Common Meta Tag Mistakes to Avoid
- Duplicate meta tags across pages: Every page needs unique titles and descriptions optimized for its specific content and target keywords.
- Keyword stuffing: Cramming keywords into titles and descriptions hurts readability and can trigger search engine penalties.
- Ignoring character limits: Truncated titles and descriptions look unprofessional and miss opportunities to communicate value.
- Generic descriptions: Avoid vague descriptions like "Welcome to our site" that provide no value or differentiation.
- Missing mobile viewport tag: This is critical for mobile-first indexing. Pages without proper viewport configuration may rank poorly on mobile.
- Conflicting directives: Don't use contradictory robots directives like "index, noindex" together.
Testing and Validation
After implementing meta tags, validate them using these tools:
- Google Search Console: Check how Google sees your titles and descriptions. The URL Inspection tool shows exactly what Google indexed.
- Browser DevTools: Inspect the document head to verify all tags are present and correctly formatted.
- Structured Data Testing Tool: Validates meta tags and identifies issues.
- Meta Tag Preview Tools: See how your tags will appear in search results before publishing.
Meta Tags Checklist
- ✓ Unique, descriptive title (50-60 characters)
- ✓ Compelling meta description (140-160 characters)

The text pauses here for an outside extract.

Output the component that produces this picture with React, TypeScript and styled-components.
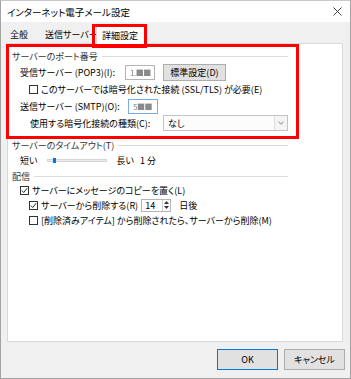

- ✓ UTF-8 charset declaration
- ✓ Responsive viewport configuration
- ✓ Proper robots directives
- ✓ Canonical URL specified
- ✓ Language/locale declared
- ✓ Mobile theme color (optional but recommended)
Conclusion
Meta tags form the foundation of technical SEO. While they may seem simple, their proper implementation significantly impacts search visibility, click-through rates, and user experience. Focus on crafting unique, compelling titles and descriptions for every page, configure technical tags correctly, and regularly audit your implementation.
Remember that meta tags work in concert with quality content, technical performance, and authoritative backlinks. They're necessary but not sufficient for SEO success. Use them as part of a comprehensive optimization strategy.